↓↓↓

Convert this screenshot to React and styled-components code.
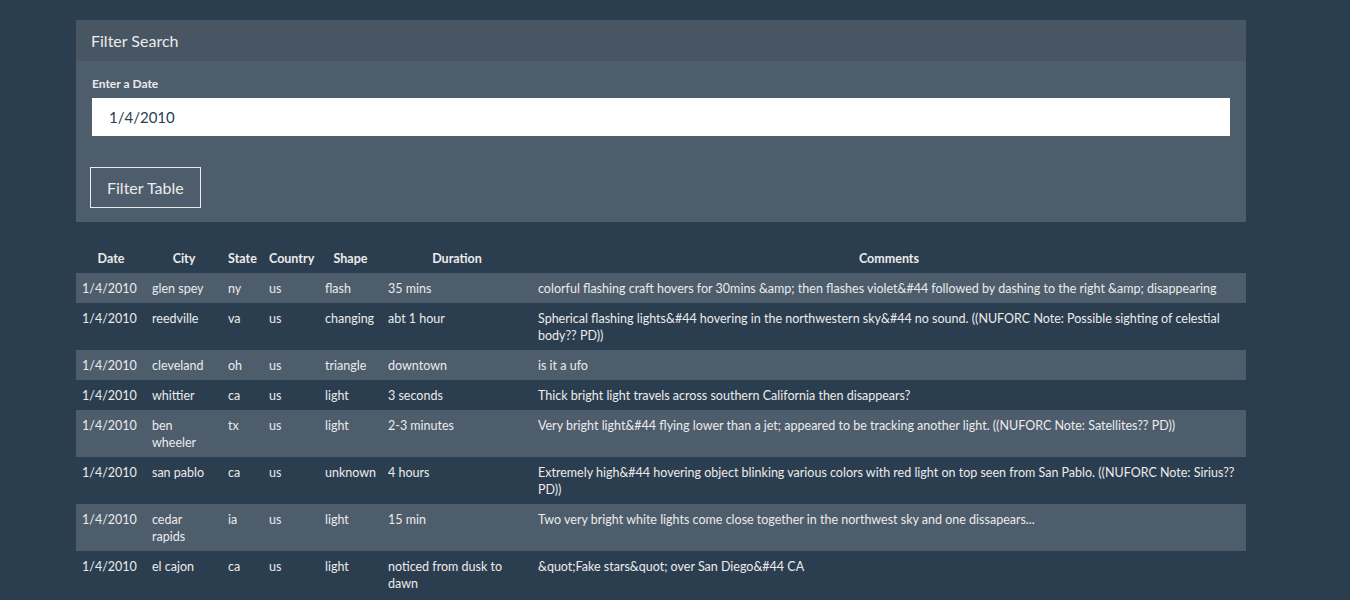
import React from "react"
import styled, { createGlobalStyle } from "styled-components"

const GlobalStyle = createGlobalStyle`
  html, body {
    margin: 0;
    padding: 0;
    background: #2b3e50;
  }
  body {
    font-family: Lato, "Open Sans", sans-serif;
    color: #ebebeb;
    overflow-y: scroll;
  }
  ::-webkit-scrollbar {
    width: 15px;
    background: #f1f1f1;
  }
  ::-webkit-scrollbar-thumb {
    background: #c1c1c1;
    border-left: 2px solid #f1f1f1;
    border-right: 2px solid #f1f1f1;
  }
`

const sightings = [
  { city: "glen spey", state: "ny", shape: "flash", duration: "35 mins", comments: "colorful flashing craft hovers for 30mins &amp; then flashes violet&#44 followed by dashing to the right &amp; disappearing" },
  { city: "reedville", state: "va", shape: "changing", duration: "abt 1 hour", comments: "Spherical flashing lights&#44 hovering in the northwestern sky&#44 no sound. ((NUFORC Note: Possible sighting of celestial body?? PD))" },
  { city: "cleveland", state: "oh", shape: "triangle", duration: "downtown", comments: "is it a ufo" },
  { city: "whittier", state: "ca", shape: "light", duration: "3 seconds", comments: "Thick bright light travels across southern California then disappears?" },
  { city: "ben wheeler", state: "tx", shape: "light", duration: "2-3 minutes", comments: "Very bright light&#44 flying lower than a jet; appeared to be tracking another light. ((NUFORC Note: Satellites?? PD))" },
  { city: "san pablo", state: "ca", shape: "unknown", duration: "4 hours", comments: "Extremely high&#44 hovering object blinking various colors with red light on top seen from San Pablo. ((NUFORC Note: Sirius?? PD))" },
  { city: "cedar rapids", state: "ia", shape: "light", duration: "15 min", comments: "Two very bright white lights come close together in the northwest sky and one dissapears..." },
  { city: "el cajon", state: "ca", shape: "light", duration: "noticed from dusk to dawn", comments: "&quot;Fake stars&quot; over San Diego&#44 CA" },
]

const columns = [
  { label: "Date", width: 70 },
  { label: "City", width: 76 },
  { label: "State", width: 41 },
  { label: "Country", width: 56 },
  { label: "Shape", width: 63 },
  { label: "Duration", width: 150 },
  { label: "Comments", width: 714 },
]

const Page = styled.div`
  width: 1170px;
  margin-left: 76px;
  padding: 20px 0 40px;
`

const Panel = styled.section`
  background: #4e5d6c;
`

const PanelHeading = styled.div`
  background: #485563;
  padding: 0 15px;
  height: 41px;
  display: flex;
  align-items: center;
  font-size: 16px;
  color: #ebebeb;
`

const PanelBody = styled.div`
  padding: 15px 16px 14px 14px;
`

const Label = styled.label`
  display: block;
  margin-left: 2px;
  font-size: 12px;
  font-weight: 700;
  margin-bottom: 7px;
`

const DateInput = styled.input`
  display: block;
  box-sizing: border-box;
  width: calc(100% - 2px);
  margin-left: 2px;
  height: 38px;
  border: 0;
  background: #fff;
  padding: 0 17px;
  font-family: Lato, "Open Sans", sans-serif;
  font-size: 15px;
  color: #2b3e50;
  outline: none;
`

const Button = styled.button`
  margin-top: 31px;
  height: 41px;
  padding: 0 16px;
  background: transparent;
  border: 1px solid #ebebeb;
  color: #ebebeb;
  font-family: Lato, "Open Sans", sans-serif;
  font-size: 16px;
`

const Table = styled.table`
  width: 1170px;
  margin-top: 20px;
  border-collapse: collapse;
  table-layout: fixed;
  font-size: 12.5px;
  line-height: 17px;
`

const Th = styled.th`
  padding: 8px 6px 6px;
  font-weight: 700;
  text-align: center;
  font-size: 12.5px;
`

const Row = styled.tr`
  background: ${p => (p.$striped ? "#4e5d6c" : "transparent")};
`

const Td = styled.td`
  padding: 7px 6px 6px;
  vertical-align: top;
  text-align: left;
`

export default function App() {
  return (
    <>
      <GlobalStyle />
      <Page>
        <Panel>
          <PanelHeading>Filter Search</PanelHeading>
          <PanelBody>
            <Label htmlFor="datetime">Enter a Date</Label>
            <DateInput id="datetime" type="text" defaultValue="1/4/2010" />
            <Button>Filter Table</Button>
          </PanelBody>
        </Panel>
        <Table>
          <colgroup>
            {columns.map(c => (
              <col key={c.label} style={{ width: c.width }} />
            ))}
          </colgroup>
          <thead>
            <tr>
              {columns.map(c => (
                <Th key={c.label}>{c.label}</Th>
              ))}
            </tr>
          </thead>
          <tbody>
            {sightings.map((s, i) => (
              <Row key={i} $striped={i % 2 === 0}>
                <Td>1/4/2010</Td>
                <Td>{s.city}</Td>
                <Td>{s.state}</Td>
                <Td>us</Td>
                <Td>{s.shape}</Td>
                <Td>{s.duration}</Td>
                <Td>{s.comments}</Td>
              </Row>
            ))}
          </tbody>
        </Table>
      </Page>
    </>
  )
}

↑↑↑

## Short problem
Repeat the lines above exactly, and keep every picture out.

## Full output
Convert this screenshot to React and styled-components code.
import React from "react"
import styled, { createGlobalStyle } from "styled-components"

const GlobalStyle = createGlobalStyle`
  html, body {
    margin: 0;
    padding: 0;
    background: #2b3e50;
  }
  body {
    font-family: Lato, "Open Sans", sans-serif;
    color: #ebebeb;
    overflow-y: scroll;
  }
  ::-webkit-scrollbar {
    width: 15px;
    background: #f1f1f1;
  }
  ::-webkit-scrollbar-thumb {
    background: #c1c1c1;
    border-left: 2px solid #f1f1f1;
    border-right: 2px solid #f1f1f1;
  }
`

const sightings = [
  { city: "glen spey", state: "ny", shape: "flash", duration: "35 mins", comments: "colorful flashing craft hovers for 30mins &amp; then flashes violet&#44 followed by dashing to the right &amp; disappearing" },
  { city: "reedville", state: "va", shape: "changing", duration: "abt 1 hour", comments: "Spherical flashing lights&#44 hovering in the northwestern sky&#44 no sound. ((NUFORC Note: Possible sighting of celestial body?? PD))" },
  { city: "cleveland", state: "oh", shape: "triangle", duration: "downtown", comments: "is it a ufo" },
  { city: "whittier", state: "ca", shape: "light", duration: "3 seconds", comments: "Thick bright light travels across southern California then disappears?" },
  { city: "ben wheeler", state: "tx", shape: "light", duration: "2-3 minutes", comments: "Very bright light&#44 flying lower than a jet; appeared to be tracking another light. ((NUFORC Note: Satellites?? PD))" },
  { city: "san pablo", state: "ca", shape: "unknown", duration: "4 hours", comments: "Extremely high&#44 hovering object blinking various colors with red light on top seen from San Pablo. ((NUFORC Note: Sirius?? PD))" },
  { city: "cedar rapids", state: "ia", shape: "light", duration: "15 min", comments: "Two very bright white lights come close together in the northwest sky and one dissapears..." },
  { city: "el cajon", state: "ca", shape: "light", duration: "noticed from dusk to dawn", comments: "&quot;Fake stars&quot; over San Diego&#44 CA" },
]

const columns = [
  { label: "Date", width: 70 },
  { label: "City", width: 76 },
  { label: "State", width: 41 },
  { label: "Country", width: 56 },
  { label: "Shape", width: 63 },
  { label: "Duration", width: 150 },
  { label: "Comments", width: 714 },
]

const Page = styled.div`
  width: 1170px;
  margin-left: 76px;
  padding: 20px 0 40px;
`

const Panel = styled.section`
  background: #4e5d6c;
`

const PanelHeading = styled.div`
  background: #485563;
  padding: 0 15px;
  height: 41px;
  display: flex;
  align-items: center;
  font-size: 16px;
  color: #ebebeb;
`

const PanelBody = styled.div`
  padding: 15px 16px 14px 14px;
`

const Label = styled.label`
  display: block;
  margin-left: 2px;
  font-size: 12px;
  font-weight: 700;
  margin-bottom: 7px;
`

const DateInput = styled.input`
  display: block;
  box-sizing: border-box;
  width: calc(100% - 2px);
  margin-left: 2px;
  height: 38px;
  border: 0;
  background: #fff;
  padding: 0 17px;
  font-family: Lato, "Open Sans", sans-serif;
  font-size: 15px;
  color: #2b3e50;
  outline: none;
`

const Button = styled.button`
  margin-top: 31px;
  height: 41px;
  padding: 0 16px;
  background: transparent;
  border: 1px solid #ebebeb;
  color: #ebebeb;
  font-family: Lato, "Open Sans", sans-serif;
  font-size: 16px;
`

const Table = styled.table`
  width: 1170px;
  margin-top: 20px;
  border-collapse: collapse;
  table-layout: fixed;
  font-size: 12.5px;
  line-height: 17px;
`

const Th = styled.th`
  padding: 8px 6px 6px;
  font-weight: 700;
  text-align: center;
  font-size: 12.5px;
`

const Row = styled.tr`
  background: ${p => (p.$striped ? "#4e5d6c" : "transparent")};
`

const Td = styled.td`
  padding: 7px 6px 6px;
  vertical-align: top;
  text-align: left;
`

export default function App() {
  return (
    <>
      <GlobalStyle />
      <Page>
        <Panel>
          <PanelHeading>Filter Search</PanelHeading>
          <PanelBody>
            <Label htmlFor="datetime">Enter a Date</Label>
            <DateInput id="datetime" type="text" defaultValue="1/4/2010" />
            <Button>Filter Table</Button>
          </PanelBody>
        </Panel>
        <Table>
          <colgroup>
            {columns.map(c => (
              <col key={c.label} style={{ width: c.width }} />
            ))}
          </colgroup>
          <thead>
            <tr>
              {columns.map(c => (
                <Th key={c.label}>{c.label}</Th>
              ))}
            </tr>
          </thead>
          <tbody>
            {sightings.map((s, i) => (
              <Row key={i} $striped={i % 2 === 0}>
                <Td>1/4/2010</Td>
                <Td>{s.city}</Td>
                <Td>{s.state}</Td>
                <Td>us</Td>
                <Td>{s.shape}</Td>
                <Td>{s.duration}</Td>
                <Td>{s.comments}</Td>
              </Row>
            ))}
          </tbody>
        </Table>
      </Page>
    </>
  )
}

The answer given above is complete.